State-sponsored cybercriminals have found a loophole in Multifactor Authentication (MFA) systems and are using this to target companies, according to a report jointly released by the FBI and US cybersecurity watchdog CISA.
“Russian cyber actors have gained network access through exploitation of default MFA protocols and a known vulnerability,” said the report.
It is thought that Russian-backed threat actors exploited a misconfigured account set to default MFA protocols at a non-governmental organization (NGO) in May, allowing them to deploy a new device and access the victim’s network.
Cybercriminals then exploited a critical Windows Print Spooler vulnerability, known as “PrintNightmare” (CVE-2021-34527), to run code permitting them system access privileges.
“Russian state-sponsored cyber actors successfully exploited the vulnerability while targeting an NGO using Cisco’s Duo MFA, enabling access to cloud and email accounts for document exfiltration,” said the report.
“The actors gained credentials via brute-force password guessing attack, allowing them access with a simple, predictable password. The victim account had been unenrolled from Duo due to a long period of inactivity, but was not disabled in the Active Directory.

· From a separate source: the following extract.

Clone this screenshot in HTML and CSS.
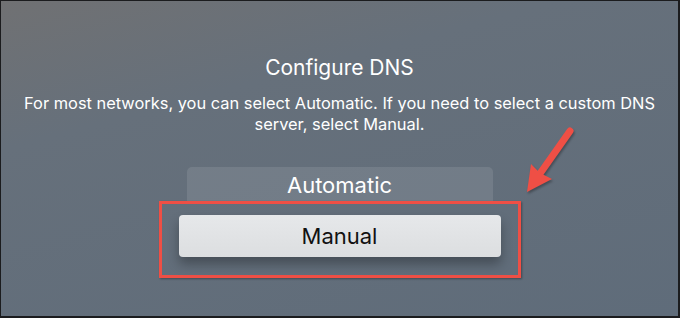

“As Duo’s default configuration settings allow for the re-enrollment of a new device for dormant accounts, the actors were able to enroll a new device for this account, complete the authentication requirements, and obtain access to the victim network.”
The FBI and CISA are urging organizations to enforce MFA and review configuration policies to protect against “fail open” and re-enrollment scenarios. They have also called on them to patch all systems and ensure inactive accounts are disabled uniformly across active directories.